Dublin is infuriatingly expensive when it comes to travel accommodation. Hotels average around $150 a night during peak season, and could easily get booked up. So before we traveled here we booked an “apartment” for $159. It’s important to come with low expectations when you’re traveling somewhere new. You don’t want to be that spoiled American who has to have everything their way. Embrace the culture!
When we arrived at our “apartment” office we were escorted to the back of a building in this old little shed where we were told that we could not get into our room until 3pm. We were done with the airport and in the city by 10am. Thankfully they were more than willing to keep our bags in a room.
We didn’t end up getting into apartment until 5pm that day after we had completed all of our activities. We were under the impression that our apartment would be in the same building where check-in was but the business owner proceeded to walk us across the river, at least a mile away from their office, to an apartment in the Temple Bar district.
This is what this awesome apartment looks like for $159 a night! It’s complete with a bedroom, bathroom, washer/dryer, free wifi and kitchen. Not bad eh?
Anyway, after we trustfully left our stuff at their office that morning we walked across the road to a department store that had free wifi. I looked up a 3 Mobile store location, we walked over, got prepaid sim cards and had working unlimited data and cell service for Ireland within 30 minutes.
Amazingly Ireland has free wifi everywhere so you could get away with not having cell service if you were more interested in just using your smart phone for social media. Even the tourist attractions had wifi. +1 for Dublin!
Trinity College & The Book Of Kells
It is a miracle that we somehow checked off everything we had planned today with time to spare. We had our tours for the Jameson Distillery and Guinness Storehouse booked at 1pm and 4pm respectively so we decided to spend the morning visiting Trinity College and the Book of Kells.
First, Trinity College has to be one of the most beautiful parts of Dublin. We took many photos of the campus before heading over to the Book of Kells exhibit. No pics allowed here
Impressive as this medieval manuscript is, I was more excited to move beyond this exhibit and into the famous Long Room library.

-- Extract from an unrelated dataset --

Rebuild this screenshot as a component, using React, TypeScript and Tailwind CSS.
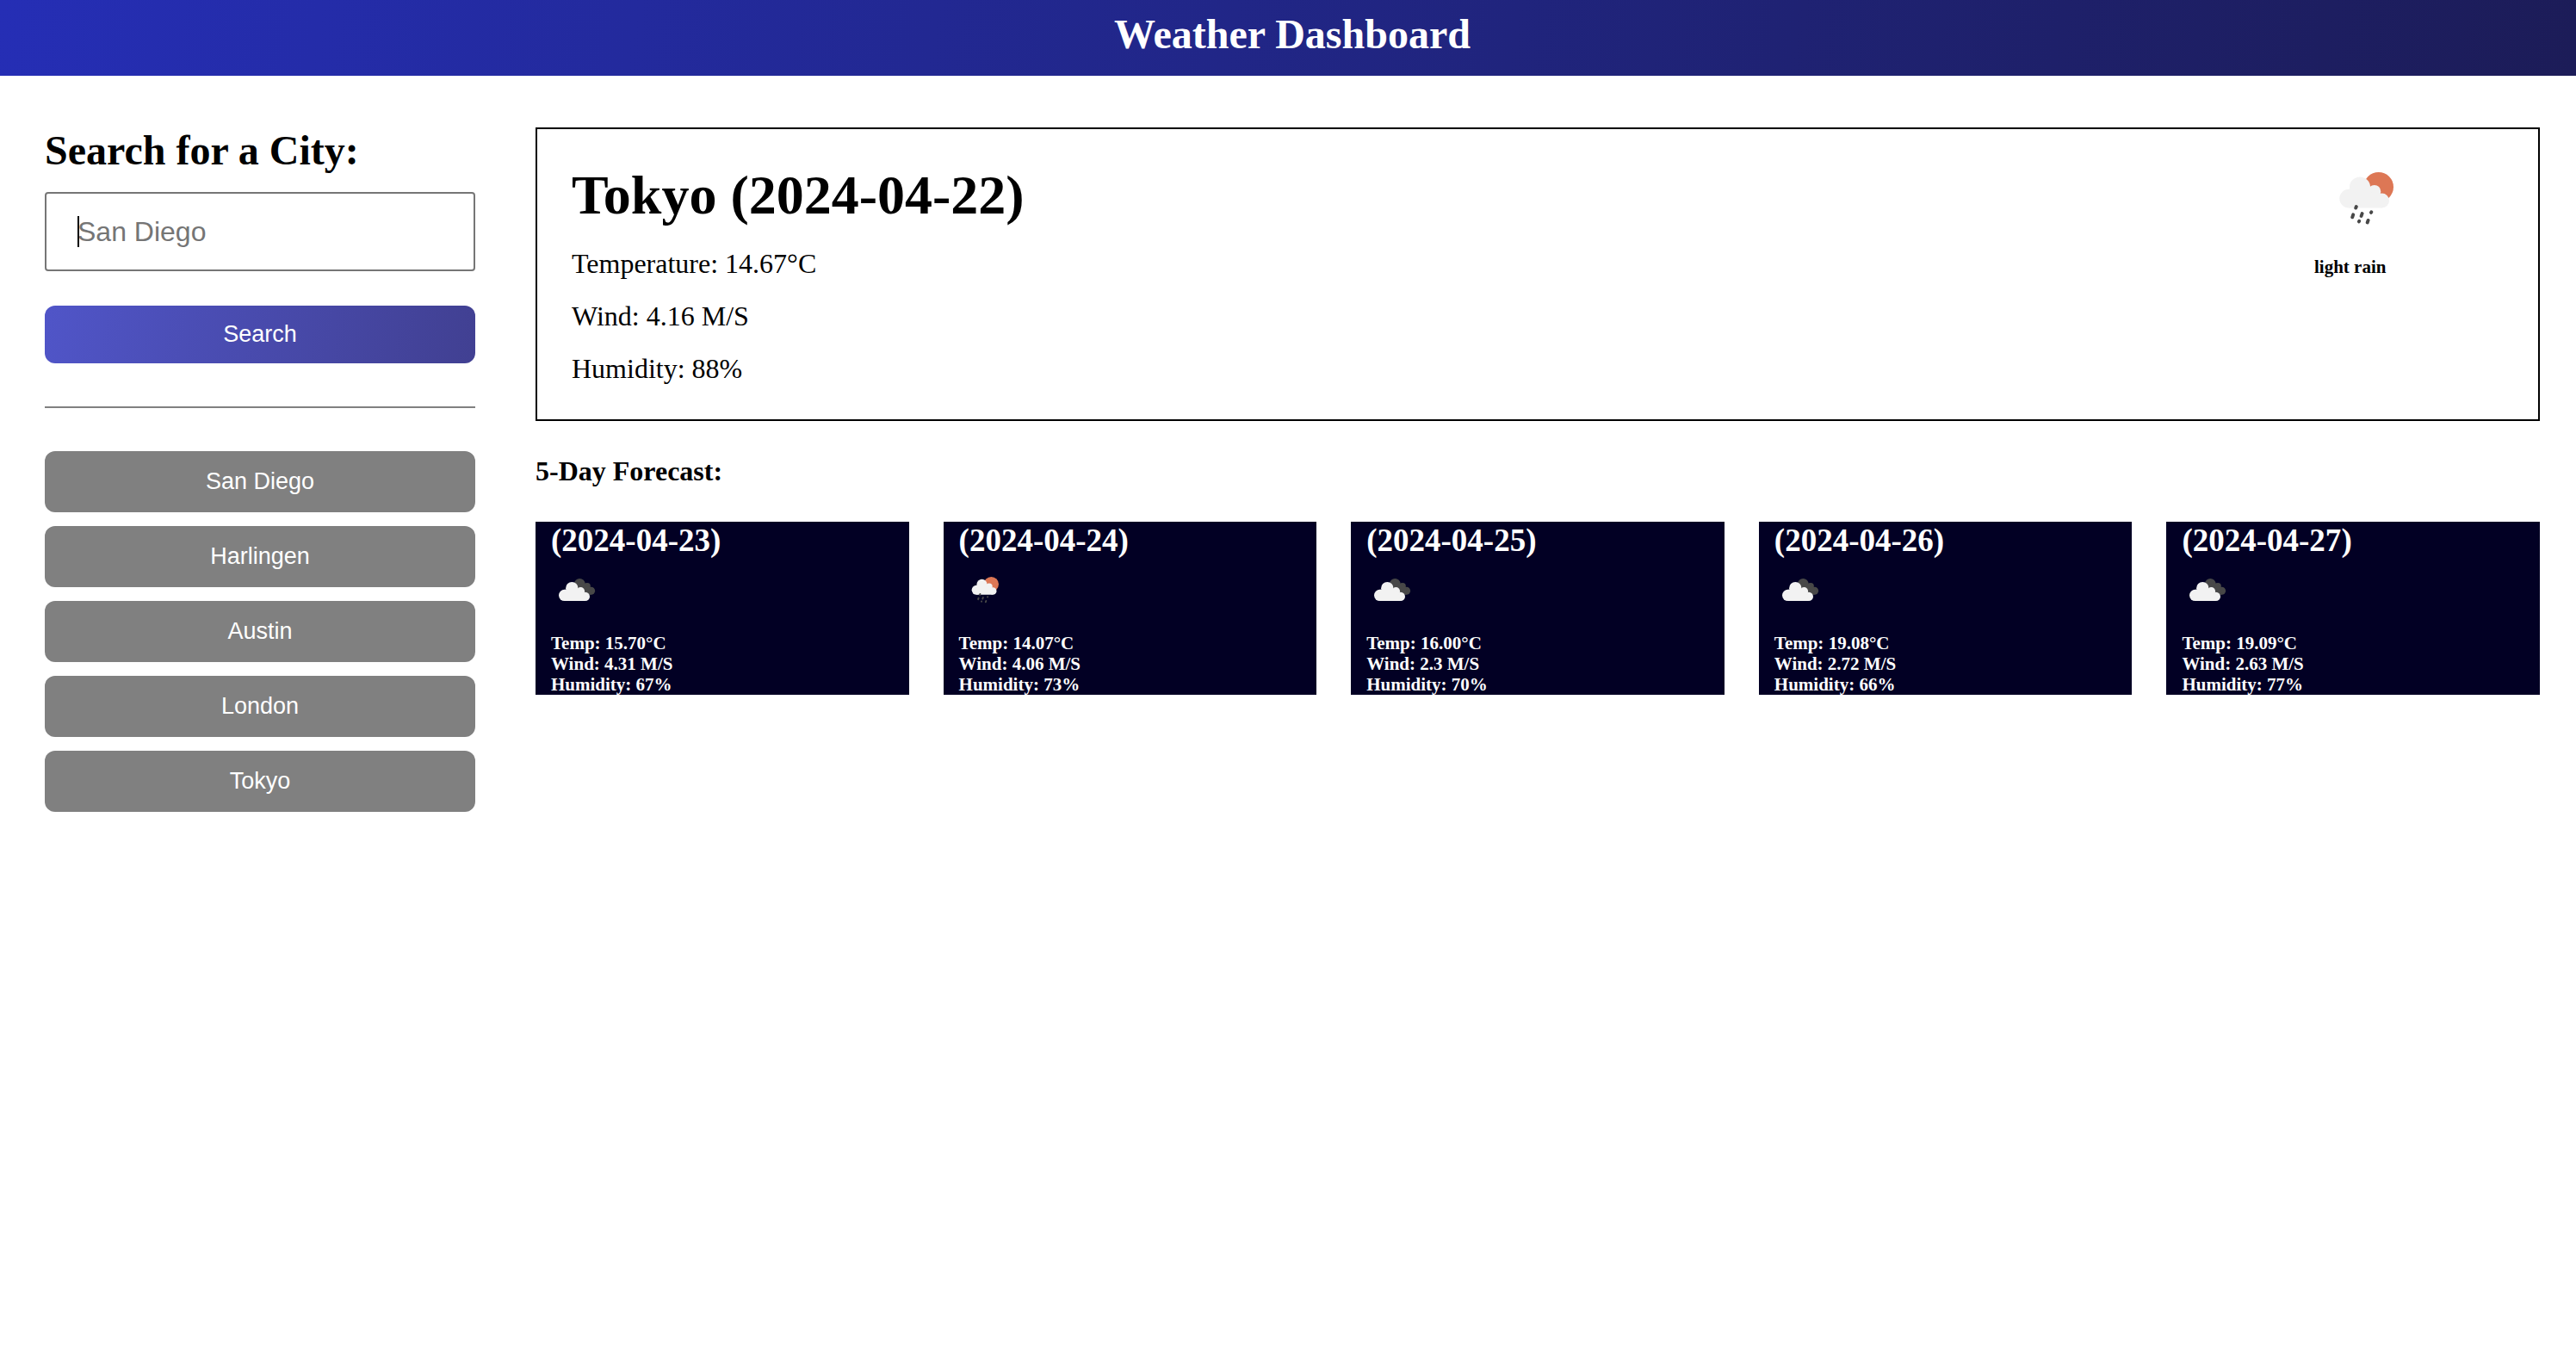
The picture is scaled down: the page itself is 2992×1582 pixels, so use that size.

The library is truly a historical landmark and my favorite thing that we did in Dublin. You don’t have to be a book nut to appreciate the beauty of this impressive room lined with thousands of stocked bookcases.
There’s nothing much to do in this room except marvel at the architecture and take photos but somehow I feel like I didn’t get to spend enough time here.
Oscar Wilde Statue & House
We walked from Trinity College to Merriam Square and easily found the statue of Oscar Wilde. There wasn’t an immediate entrance to the park so we just gawked from the gates. The house was a bit harder to find. We saw the original house where Oscar Wilde was born but apparently there’s another house near the square too. We’ll have to find our way back here sometime!
Old Jameson Distillery
When a place like Dublin gets thousands of tourists a day it’s understandable that the hot spots are going to streamline their process to cater for as many people as possible. The Old Jameson Distillery tour and Guinness Storehouse “tour” were two examples where tourism has stripped away the authenticity of a true Dublin experience.
In this tour you see the whole distillery process, from grain to whisky, but only through televisions and carefully built sets. They stopped making Jameson here a long time ago, so it’s understandable why you don’t get to see the real process.
I felt disappointed because you could literally replicate this tour anywhere and not know the difference. A tour of some of the genuine old buildings would have been far more interesting. In any case we got some nice tastings and had a delicious lunch at the restaurant.
Between Jameson and Guinness we stopped for a pint at the oldest pub in Ireland – The Brazen Head. It was a tourist trap but still a nice one to check off the list!
If you love Hershey World in Hershey, PA, then you will love the Guinness Storehouse. Despite actually booking a “tour” we arrived 30 minutes early to find that it was a self-guided tour, in the massive building that used to be where Guinness was made back in the day.
There’s 7 floors of history, interactive exhibits, tastings, restaurants and gift stores. This place operates like a well-oiled machine. It has to be one of the best “tourist” places to visit if you’re want something worth your dollar.
I was disappointed that the only “authentic” thing left of the Guinness Storehouse was the building. Everything else was put together to milk money from tourists.
Addam’s favorite part was the “Guinness Academy” experience where you learn how to pour Guinness like a pro. My favorite part was the gorgeous views of Dublin from the 7th floor Gravity Bar. I probably wouldn’t want to visit again but worth it for a first time trip to Dublin.
Late Night Eats
We passed out after this in our comfy apartment. But we woke up around midnight (5-6pm U.S. Central Time) and I was hungry. We headed down cobbled alleys to a late night Iranian/Persian restaurant open until 4am. It was convenient, cheap and incredibly delicious.